On This Exotic Planet, Instead Of Water Droplets, Liquid Iron Comes Down As Rain!

Space exploration is going to infinity and beyond with each passing day. We’re sending missions to the dark side of the moon, collecting samples from asteroids and observing planets hundreds of light-years away from the sun. And making incredible discoveries in the process.

Like WASP-76b for example. The exoplanet records dayside temperatures of 2400 degrees Celsius, has winds speeds of 10,000 mph and liquid iron rain. (An exoplanet is a planet that orbits around a star outside the solar system, reports The Guardian).

According to NDTV, WASP-76b, which is as massive as Jupiter but twice as wide, was discovered in 2013 and is 640 light-years from the sun, in the constellation Pisces.

Experts have been studying it using the Echelle Spectrograph for Rocky Exoplanets and Stable Spectroscopic Observations (ESPRESSO) on the European Southern Observatory’s Very Large Telescope in Chile. They have published their new findings in the journal Nature on March 11.

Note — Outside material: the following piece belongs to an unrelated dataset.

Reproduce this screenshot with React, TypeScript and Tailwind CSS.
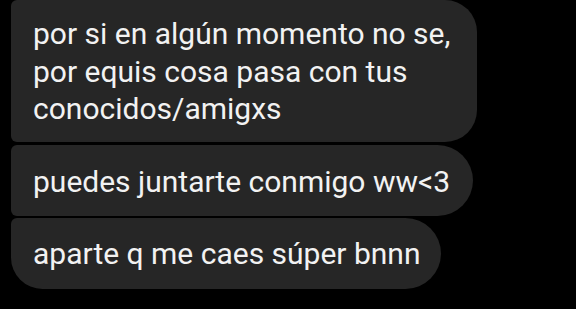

But how is there metal rain on WASP-76b?

The planet is an “ultra-hot” gas giant because of its close proximity to its parent star. In addition, it is also tidally locked i.e. shows the same side to the star. Consequently, the permanent dayside vaporizes metals and the temperature difference between the sides creates fierce winds that carry the vapour to the nightside.

BBC quoted Dr David Ehrenreich from the University of Geneva saying,

“What we surmise is that the iron is condensing on the nightside, which, although still hot at 1,400 degree Celsius, is cold enough that iron can condense as clouds, as rain, possibly as droplets.”

Explaining why studying this planet is important, he added,

“The extreme atmospheric conditions met in WASP-76b and its siblings, other ‘ultra-hot’ gas giants, are not found anywhere in our solar system and would be very difficult to reproduce in a lab. Therefore, these exotic objects are unique laboratories to crash-test our climate models and understand the most extreme forms of atmospheric evolution.”

Perhaps it is true when they say that reality is stranger than fiction.